Alhaji Lai Mohammed, the Minister of Information and Culture, issued the warning in Washington DC, during his official engagements with some international media organisations on the just concluded 2023 polls.

So far, the minister has engaged the Washington Post, Voice of America, Associated Press and Foreign Policy Magazine.

Mohammed stated during the interactions with the media organisations that it was inappropriate for Obi on one hand to seek legal redress over the election result, while on another inciting people to violence.

“Obi and his vice, Datti Ahmed, cannot be threatening Nigerians that if the President-elect, Bola Tinubu of the All Progressives Congress is sworn in on May 29, it will be the end of democracy in Nigeria. This is treason.
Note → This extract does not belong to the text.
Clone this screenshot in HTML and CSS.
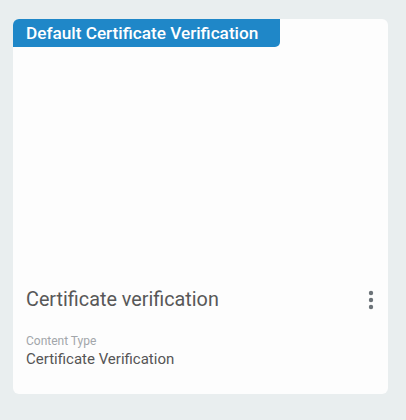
FILE: index.html
```html
<!DOCTYPE html>
<html lang="en">
<head>
  <meta charset="UTF-8" />
  <title>Certificate verification</title>
  <link rel="stylesheet" href="styles.css">
</head>
<body>
  <div class="card">
    <div class="banner">Default Certificate Verification</div>
    <div class="preview"></div>
    <div class="card-body">
      <div class="title-row">
        <span class="title">Certificate verification</span>
        <button class="menu" aria-label="More">
          <svg width="6" height="20" viewBox="0 0 6 20">
            <circle cx="3" cy="3" r="2.2" fill="#6c7378" />
            <circle cx="3" cy="10" r="2.2" fill="#6c7378" />
            <circle cx="3" cy="17" r="2.2" fill="#6c7378" />
          </svg>
        </button>
      </div>
      <div class="meta">
        <div class="meta-label">Content Type</div>
        <div class="meta-value">Certificate Verification</div>
      </div>
    </div>
  </div>
</body>
</html>
```

FILE: styles.css
```css
body {
  font-family: Roboto, 'Liberation Sans', sans-serif;
  background: #e9eeef;
  margin: 0;
  padding: 19px 18px 0 13px;
}
.card {
  background: #fdfdfd;
  border-radius: 6px;
  height: 375px;
  display: flex;
  flex-direction: column;
  overflow: hidden;
}
.banner {
  align-self: flex-start;
  background: #1f87c8;
  color: #fff;
  font-size: 17.2px;
  font-weight: 500;
  line-height: 28px;
  padding: 0 22px 0 13px;
  border-radius: 0 0 5px 0;
}
.preview {
  flex: 1;
}
.card-body {
  padding: 0 14px 25px 13px;
}
.title-row {
  display: flex;
  align-items: center;
  justify-content: space-between;
}
.title {
  font-size: 19.8px;
  color: #585858;
  line-height: 26px;
}
.menu {
  border: none;
  background: none;
  padding: 0;
  display: flex;
  cursor: pointer;
}
.meta {
  margin-top: 20px;
}
.meta-label {
  font-size: 12px;
  color: #a2a6aa;
  line-height: 16px;
}
.meta-value {
  font-size: 15px;
  color: #555;
  line-height: 20px;
}
```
You cannot be inviting insurrection, and this is what they are doing.

“Obi’s statement is that of a desperate person, he is not the democrat that he claimed to be.

“A democrat should not believe in democracy only when he wins the election,” he said.

The minister said in challenging the election results, there was no pathway to victory for either Obi or Alhaji Atiku Abubakar, the presidential candidate of the Peoples Democratic Party.

According to the minister, neither Obi nor Atiku met the constitutional requirements to be declared as president.

“The constitution has stringent criteria for anybody who wants to be president of the country.

“Not only must he have the plurality of vote cast in an election, he must also have scored one-quarter of votes cast in at least 25 states.

“Only the president-elect met the criteria by scoring 8.79 million votes and having one-quarter of all the votes cast in 29 states of the federation,” he said.

The minister said Atiku who came second with 6.9 million votes was only able to make one-quarter of the votes cast in 21 states.

He said Obi came third with 5.8 million votes but won only one-quarter of votes cast in 15 states.

“You cannot win an election in a poll where you came to a distant third position and failed to meet constitutional requirements,” the minister said.